Final voting results on the proposals will be detailed in a Form 8-K that Hess will file with the US Securities and Exchange Commission following certification by its inspector of election.
No approval of Chevron stockholders is needed, the company added. However, completion of the merger remains subject to other closing conditions, including expiration or termination of any applicable waiting period under the Hart-Scott-Rodino Antitrust Improvements Act of 1976, as amended.
Another major issue that has to be resolved is resolution of arbitration proceedings regarding pre-emptive rights in the Stabroek Block joint operating agreement offshore Guyana.

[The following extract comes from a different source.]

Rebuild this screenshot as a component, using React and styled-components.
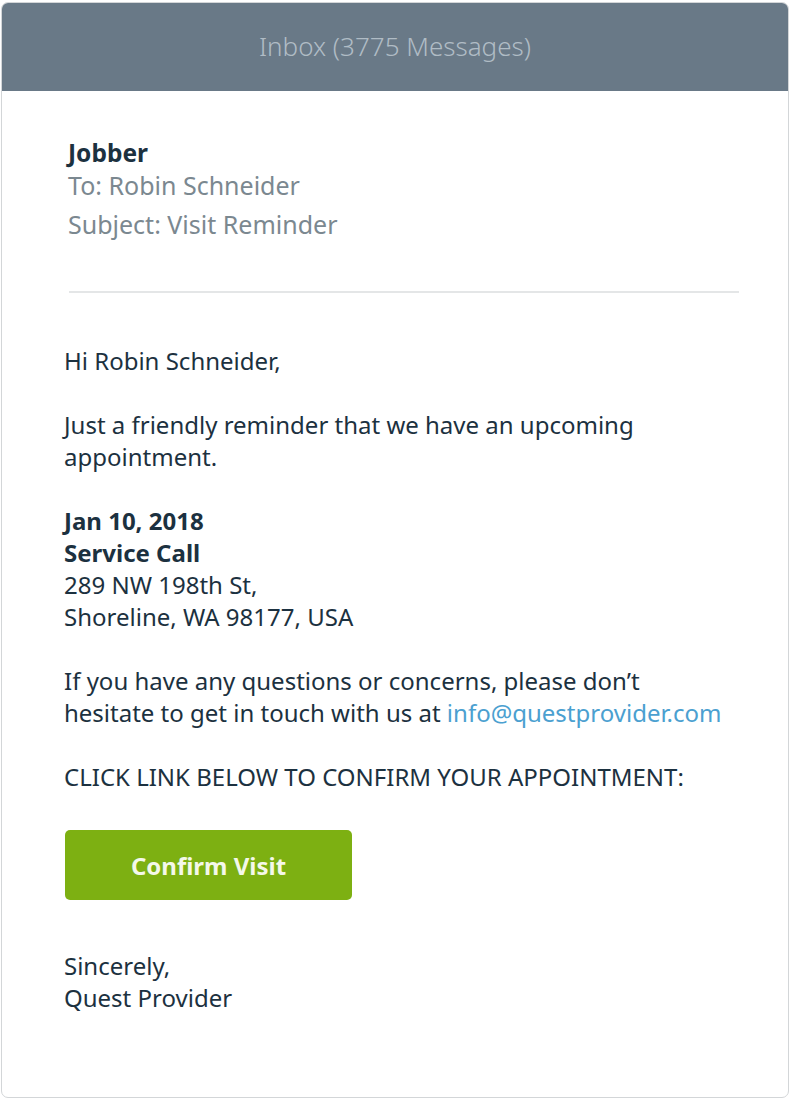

CEO John Hess said, “Together we will be positioned as a premier integrated energy company, with the leadership, asset portfolio and financial resources to deliver significant shareholder value for years to come.”
Chevron provided an overview on May 29 of its business performance and plans at its 2024 Annual Meeting of Stockholders. Among the updates, Chevron said it reached first oil at the Mad Dog 2 project in the Gulf of Mexico and completed installation of the floating production unit for the Anchor Field, an important milestone toward achieving first production this year.